A Baltimore law firm obtained a $4.85 million products liability verdict in federal court in Virginia Thursday, potentially the largest ever against a national manufacturer of garage doors.
Attorney Andrew G. Slutkin said jurors deliberated for around four and a half hours before returning the verdict against Overhead Door Corporation, a Texas-based company.
Evangelos Sardis died June 20, 2016 after sustaining a head injury on June 6 while working for Washington Overhead Door Inc. at a construction site in Herndon, Virginia, according to the complaint, filed in the U.S. District Court for the Eastern District of Virginia, Richmond division.

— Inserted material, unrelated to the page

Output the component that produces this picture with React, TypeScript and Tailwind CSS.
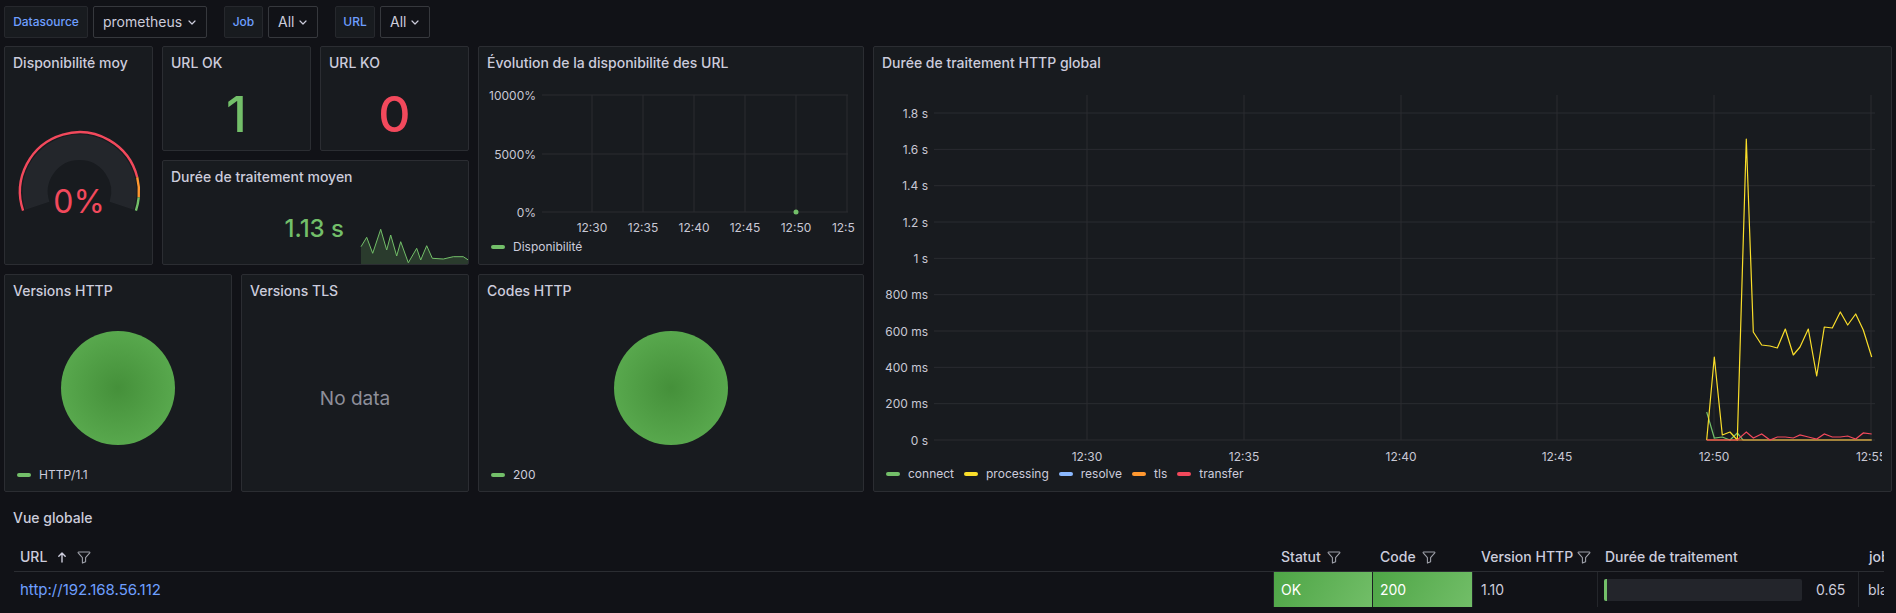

Sardis and his coworkers were installing fire door hoods on several doors at the site when he fell from a forklift that was lifting a crate and struck his head on pavement, according to the complaint. He had used a gap in the boards of the crate they were unloading as a handhold and the board broke loose.
After the incident, Overhead Door began affixing labels warning against pulling on the horizontal slats, according to the complaint, and it is believed that Sardis was not the first to have one come loose when using it as a handle.

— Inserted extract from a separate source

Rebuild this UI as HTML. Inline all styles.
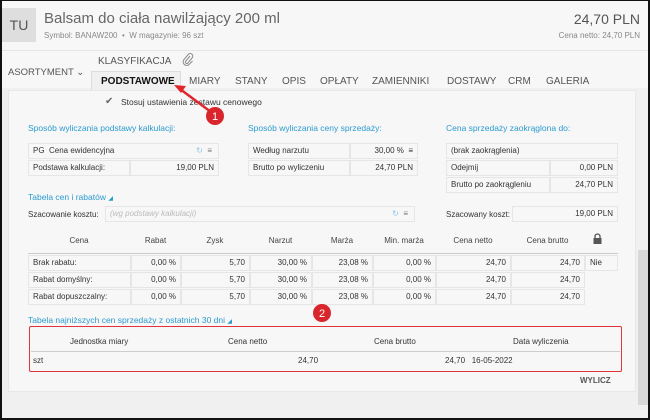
<!DOCTYPE html>
<html><head><meta charset="utf-8"><style>
*{margin:0;padding:0;box-sizing:border-box}
body{width:650px;height:420px;overflow:hidden;font-family:"Liberation Sans",sans-serif;font-size:8.5px;color:#333;background:#f0f0f0;position:relative}
.a{position:absolute;white-space:nowrap}
.frame{position:absolute;left:0;top:0;width:650px;height:420px;border:2px solid #111;border-top:1px solid #111;pointer-events:none}
.lbl{color:#2b9bd0;font-size:8.5px}
.cell{position:absolute;background:#f7f7f7;border:1px solid #e6e6e6;height:16px;line-height:14px;padding:0 4px;font-size:8px}
.r{text-align:right}
.tab{position:absolute;top:76px;font-size:10px;color:#555}
.th{position:absolute;top:236px;font-size:8px;color:#444;text-align:center}
</style></head><body>
<div class="a" style="left:0;top:0;width:650px;height:88px;background:#f7f7f7"></div>
<div class="a" style="left:2px;top:8px;width:34px;height:34px;background:#dedede;color:#555;font-size:14px;text-align:center;line-height:34px">TU</div>
<div class="a" style="left:44px;top:10px;font-size:15px;color:#666">Balsam do ciała nawilżający 200 ml</div>
<div class="a" style="left:44px;top:31px;font-size:8px;color:#888">Symbol: BANAW200 &nbsp;•&nbsp; W magazynie: 96 szt</div>
<div class="a" style="right:10px;top:11px;font-size:14px;color:#555">24,70 PLN</div>
<div class="a" style="right:10px;top:31px;font-size:8px;color:#888">Cena netto: 24,70 PLN</div>
<div class="a" style="left:0;top:50px;width:650px;height:1px;background:#e6e6e6"></div>
<div class="a" style="left:98px;top:56px;font-size:10px;color:#555">KLASYFIKACJA</div>
<svg class="a" style="left:182px;top:53px" width="12" height="14" viewBox="0 0 12 14"><path d="M8 3 L3.5 8.5 a1.5 1.5 0 0 0 2 2 L10 5 a2.6 2.6 0 0 0 -3.7 -3.7 L1.8 6.8 a3.6 3.6 0 0 0 5 5 L10.5 8" fill="none" stroke="#888" stroke-width="1"/></svg>
<div class="a" style="left:8px;top:67px;font-size:9.5px;color:#555">ASORTYMENT ⌄</div>
<div class="a" style="left:91px;top:71px;width:90px;height:20px;background:#f0f0f0;border:1px solid #ddd;border-bottom:none"></div>
<div class="tab" style="left:101px;color:#111;font-weight:bold">PODSTAWOWE</div>
<div class="tab" style="left:189px">MIARY</div>
<div class="tab" style="left:235px">STANY</div>
<div class="tab" style="left:282px">OPIS</div>
<div class="tab" style="left:320px">OPŁATY</div>
<div class="tab" style="left:372px">ZAMIENNIKI</div>
<div class="tab" style="left:447px">DOSTAWY</div>
<div class="tab" style="left:508px">CRM</div>
<div class="tab" style="left:546px">GALERIA</div>
<div class="a" style="left:8px;top:90px;width:628px;height:302px;background:#f7f7f7;border:1px solid #e8e8e8"></div>
<div class="a" style="left:638px;top:90px;width:10px;height:330px;background:#f0f0f0"></div>
<div class="a" style="left:638px;top:250px;width:10px;height:155px;background:#d8d8d8"></div>
<div class="a" style="left:105px;top:96px;font-size:10px;color:#666">✔</div>
<div class="a" style="left:121px;top:97px;font-size:8.5px">Stosuj ustawienia zestawu cenowego</div>

<div class="a lbl" style="left:28px;top:123px">Sposób wyliczania podstawy kalkulacji:</div>
<div class="a lbl" style="left:248px;top:123px">Sposób wyliczania ceny sprzedaży:</div>
<div class="a lbl" style="left:446px;top:123px">Cena sprzedaży zaokrąglona do:</div>
<div class="cell" style="left:28px;top:143px;width:191px">PG&nbsp; Cena ewidencyjna<span style="position:absolute;right:6px;color:#777">&nbsp;<span style="color:#8cc4e8">↻</span>&nbsp; ≡</span></div>
<div class="cell" style="left:28px;top:160px;width:102px">Podstawa kalkulacji:</div>
<div class="cell r" style="left:130px;top:160px;width:89px">19,00 PLN</div>
<div class="cell" style="left:248px;top:143px;width:102px">Według narzutu</div>
<div class="cell r" style="left:350px;top:143px;width:68px">30,00 % &nbsp;≡</div>
<div class="cell" style="left:248px;top:160px;width:102px">Brutto po wyliczeniu</div>
<div class="cell r" style="left:350px;top:160px;width:68px">24,70 PLN</div>
<div class="cell" style="left:446px;top:143px;width:172px">(brak zaokrąglenia)</div>
<div class="cell" style="left:446px;top:160px;width:104px">Odejmij</div>
<div class="cell r" style="left:550px;top:160px;width:68px">0,00 PLN</div>
<div class="cell" style="left:446px;top:177px;width:104px">Brutto po zaokrągleniu</div>
<div class="cell r" style="left:550px;top:177px;width:68px">24,70 PLN</div>

<div class="a lbl" style="left:28px;top:192px">Tabela cen i rabatów <span style="font-size:6px">◢</span></div>
<div class="a" style="left:28px;top:210px;font-size:8px">Szacowanie kosztu:</div>
<div class="cell" style="left:105px;top:206px;width:310px;color:#bbb;font-style:italic">(wg podstawy kalkulacji)<span style="position:absolute;right:6px;font-style:normal;color:#777"><span style="color:#8cc4e8">↻</span>&nbsp; ≡</span></div>
<div class="a" style="left:446px;top:210px;font-size:8px">Szacowany koszt:</div>
<div class="cell r" style="left:512px;top:206px;width:106px">19,00 PLN</div>

<div class="th" style="left:28px;width:102px">Cena</div>
<div class="th" style="left:131px;width:49px">Rabat</div>
<div class="th" style="left:181px;width:68px">Zysk</div>
<div class="th" style="left:250px;width:61px">Narzut</div>
<div class="th" style="left:312px;width:60px">Marża</div>
<div class="th" style="left:373px;width:62px">Min. marża</div>
<div class="th" style="left:436px;width:74px">Cena netto</div>
<div class="th" style="left:511px;width:73px">Cena brutto</div>
<svg class="a" style="left:593px;top:233px" width="9" height="11" viewBox="0 0 9 11"><path d="M2 5V3.5a2.5 2.5 0 0 1 5 0V5" fill="none" stroke="#555" stroke-width="1.3"/><rect x="0.5" y="5" width="8" height="6" fill="#555"/></svg>
<div class="a" style="left:28px;top:253px;width:590px;height:1px;background:#ccc"></div>

<div class="cell" style="left:28px;top:255px;width:103px">Brak rabatu:</div>
<div class="cell r" style="left:131px;top:255px;width:50px">0,00 %</div>
<div class="cell r" style="left:181px;top:255px;width:69px">5,70</div>
<div class="cell r" style="left:250px;top:255px;width:62px">30,00 %</div>
<div class="cell r" style="left:312px;top:255px;width:61px">23,08 %</div>
<div class="cell r" style="left:373px;top:255px;width:63px">0,00 %</div>
<div class="cell r" style="left:436px;top:255px;width:75px">24,70</div>
<div class="cell r" style="left:511px;top:255px;width:74px">24,70</div>
<div class="cell" style="left:585px;top:255px;width:33px">Nie</div>

<div class="cell" style="left:28px;top:272px;width:103px">Rabat domyślny:</div>
<div class="cell r" style="left:131px;top:272px;width:50px">0,00 %</div>
<div class="cell r" style="left:181px;top:272px;width:69px">5,70</div>
<div class="cell r" style="left:250px;top:272px;width:62px">30,00 %</div>
<div class="cell r" style="left:312px;top:272px;width:61px">23,08 %</div>
<div class="cell r" style="left:373px;top:272px;width:63px">0,00 %</div>
<div class="cell r" style="left:436px;top:272px;width:75px">24,70</div>
<div class="cell r" style="left:511px;top:272px;width:74px">24,70</div>

<div class="cell" style="left:28px;top:289px;width:103px">Rabat dopuszczalny:</div>
<div class="cell r" style="left:131px;top:289px;width:50px">0,00 %</div>
<div class="cell r" style="left:181px;top:289px;width:69px">5,70</div>
<div class="cell r" style="left:250px;top:289px;width:62px">30,00 %</div>
<div class="cell r" style="left:312px;top:289px;width:61px">23,08 %</div>
<div class="cell r" style="left:373px;top:289px;width:63px">0,00 %</div>
<div class="cell r" style="left:436px;top:289px;width:75px">24,70</div>
<div class="cell r" style="left:511px;top:289px;width:74px">24,70</div>

<div class="a lbl" style="left:28px;top:315px">Tabela najniższych cen sprzedaży z ostatnich 30 dni <span style="font-size:6px">◢</span></div>
<div class="a" style="left:29px;top:326px;width:593px;height:46px;border:1.5px solid #e0333a;border-radius:2px"></div>
<div class="a" style="left:70px;top:337px;font-size:8px">Jednostka miary</div>
<div class="a" style="left:228px;top:337px;font-size:8px">Cena netto</div>
<div class="a" style="left:374px;top:337px;font-size:8px">Cena brutto</div>
<div class="a" style="left:513px;top:337px;font-size:8px">Data wyliczenia</div>
<div class="a" style="left:31px;top:351px;width:589px;height:1px;background:#ccc"></div>
<div class="a" style="left:33px;top:356px;font-size:8px">szt</div>
<div class="a" style="left:298px;top:356px;font-size:8px">24,70</div>
<div class="a" style="left:445px;top:356px;font-size:8px">24,70&nbsp;&nbsp; 16-05-2022</div>
<div class="a" style="left:580px;top:376px;font-size:8px;font-weight:bold;color:#555">WYLICZ</div>

<svg class="a" style="left:0;top:0" width="650" height="420">
<path d="M211 112 L180 89" stroke="#e0262c" stroke-width="2.5"/>
<path d="M174 85 L186 86 L181 93 Z" fill="#e0262c"/>
<circle cx="215" cy="116" r="9" fill="#d9262c"/>
<text x="215" y="120" font-size="11" fill="#fff" text-anchor="middle" font-family="Liberation Sans">1</text>
<circle cx="322" cy="313" r="9" fill="#d9262c"/>
<text x="322" y="317" font-size="11" fill="#fff" text-anchor="middle" font-family="Liberation Sans">2</text>
</svg>
<div class="frame"></div>
</body></html>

Jurors found negligent design, negligent failure to warn and breach of warranty on the part of Overhead Door, which manufactured the crate. They awarded $3.4 million to Sardis’ wife, Andrea Sardis, $1 million to their son, Terry-Michael Sardis, and $348,200 for medical expenses.
“It is our understanding that this is the largest verdict ever against Overhead Door,” Slutkin, of Silverman Thompson Slutkin & White said Friday.
The verdict will not be subject to a cap on damages, according to attorney Ethan S. Nochumowitz, also of Silverman Thompson.
Slutkin said the verdict is also among the largest products liability verdicts to come out of the Eastern District of Virginia. His firm tried the case with Peter C. Grenier of Grenier Law Group PLLC in Washington.
The case was filed in federal court as a diversity action but used Virginia state law, according to Slutkin. Overhead Door argued contributory negligence by Sardis but the jury rejected their argument, according to the verdict sheet.
Slutkin said Andrea Sardis is happy to have money to support her son as a single parent but called the verdict “bittersweet.”
“She lost her husband and her best friend and the father to her four-month-old baby,” he said.
Martin A. Conn, of Moran Reeves & Conn PC in Richmond, represented Overhead Door. He was not immediately available for comment Friday.
The case is Andrea Sardis v. Overhead Door Corporation, 3:17-cv-00818.